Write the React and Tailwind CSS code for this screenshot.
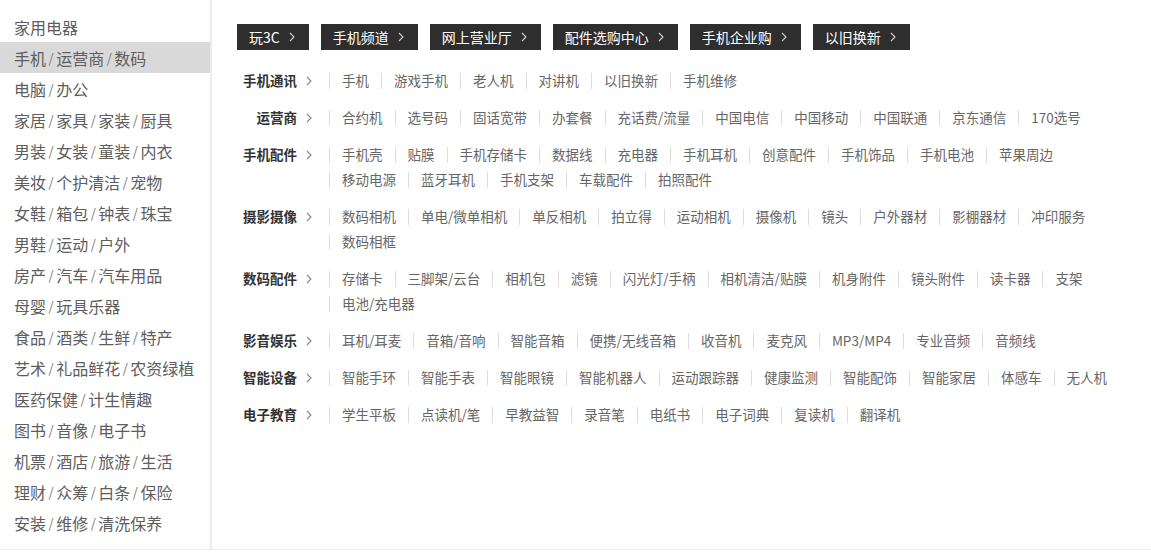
import React from 'react';

const sideMenu = [
  ['家用电器'],
  ['手机', '运营商', '数码'],
  ['电脑', '办公'],
  ['家居', '家具', '家装', '厨具'],
  ['男装', '女装', '童装', '内衣'],
  ['美妆', '个护清洁', '宠物'],
  ['女鞋', '箱包', '钟表', '珠宝'],
  ['男鞋', '运动', '户外'],
  ['房产', '汽车', '汽车用品'],
  ['母婴', '玩具乐器'],
  ['食品', '酒类', '生鲜', '特产'],
  ['艺术', '礼品鲜花', '农资绿植'],
  ['医药保健', '计生情趣'],
  ['图书', '音像', '电子书'],
  ['机票', '酒店', '旅游', '生活'],
  ['理财', '众筹', '白条', '保险'],
  ['安装', '维修', '清洗保养'],
];

const channels = ['玩3C', '手机频道', '网上营业厅', '配件选购中心', '手机企业购', '以旧换新'];

const groups = [
  { name: '手机通讯', items: ['手机', '游戏手机', '老人机', '对讲机', '以旧换新', '手机维修'] },
  { name: '运营商', items: ['合约机', '选号码', '固话宽带', '办套餐', '充话费/流量', '中国电信', '中国移动', '中国联通', '京东通信', '170选号'] },
  { name: '手机配件', items: ['手机壳', '贴膜', '手机存储卡', '数据线', '充电器', '手机耳机', '创意配件', '手机饰品', '手机电池', '苹果周边', '移动电源', '蓝牙耳机', '手机支架', '车载配件', '拍照配件'] },
  { name: '摄影摄像', items: ['数码相机', '单电/微单相机', '单反相机', '拍立得', '运动相机', '摄像机', '镜头', '户外器材', '影棚器材', '冲印服务', '数码相框'] },
  { name: '数码配件', items: ['存储卡', '三脚架/云台', '相机包', '滤镜', '闪光灯/手柄', '相机清洁/贴膜', '机身附件', '镜头附件', '读卡器', '支架', '电池/充电器'] },
  { name: '影音娱乐', items: ['耳机/耳麦', '音箱/音响', '智能音箱', '便携/无线音箱', '收音机', '麦克风', 'MP3/MP4', '专业音频', '音频线'] },
  { name: '智能设备', items: ['智能手环', '智能手表', '智能眼镜', '智能机器人', '运动跟踪器', '健康监测', '智能配饰', '智能家居', '体感车', '无人机'] },
  { name: '电子教育', items: ['学生平板', '点读机/笔', '早教益智', '录音笔', '电纸书', '电子词典', '复读机', '翻译机'] },
];

const Chevron = ({ className }) => (
  <svg width="6" height="10" viewBox="0 0 6 10" className={className} fill="none">
    <polyline points="1,1 5,5 1,9" stroke="currentColor" strokeWidth="1.1" />
  </svg>
);

const App = () => {
  return (
    <div
      className="flex h-[552px] w-[1151px] bg-white"
      style={{ fontFamily: '"Noto Sans CJK SC", "Noto Sans", sans-serif' }}
    >
      {/* 左侧分类 */}
      <div className="h-[550px] w-[212px] shrink-0 border-r-[2px] border-b border-[#ececec] pt-[11px]">
        {sideMenu.map((parts, i) => (
          <div
            key={i}
            className={`flex h-[31px] items-center pl-[14px] text-[16px] text-[#5e5e5e] ${i === 1 ? 'bg-[#d9d9d9]' : ''}`}
          >
            {parts.map((p, j) => (
              <React.Fragment key={j}>
                {j > 0 && <span className="mx-[2.5px] text-[13px] text-[#777]">/</span>}
                <span>{p}</span>
              </React.Fragment>
            ))}
          </div>
        ))}
      </div>

      {/* 右侧内容 */}
      <div className="h-[550px] flex-1 border-b border-[#ececec] pl-[25px] pt-[24px]">
        <div className="flex gap-[12px]">
          {channels.map((c) => (
            <div
              key={c}
              className="flex h-[26px] items-center gap-[9px] bg-[#2e2e2e] pl-[12px] pr-[14px] text-[14px] text-white"
            >
              <span>{c}</span>
              <Chevron className="text-[#cfcfcf]" />
            </div>
          ))}
        </div>

        <div className="mt-[18px] w-[890px]">
          {groups.map((g) => (
            <div key={g.name} className="mb-[12px] flex">
              <div className="flex h-[25px] w-[92px] shrink-0 items-center justify-end pr-[17px] text-[13.5px] font-bold text-[#333]">
                <span>{g.name}</span>
                <Chevron className="ml-[9px] text-[#888]" />
              </div>
              <div className="flex flex-1 flex-wrap">
                {g.items.map((it) => (
                  <div key={it} className="flex h-[25px] items-center text-[13.5px] text-[#666]">
                    <span className="h-[16px] w-px bg-[#dedede]" />
                    <span className="px-[12px]">{it}</span>
                  </div>
                ))}
              </div>
            </div>
          ))}
        </div>
      </div>
    </div>
  );
};

export default App;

→ Exercise aim
Everything from the top line of the data down to and including the line with "import React from 'react';" is to be copied, except the pictures.

→ Answer below
Write the React and Tailwind CSS code for this screenshot.
import React from 'react';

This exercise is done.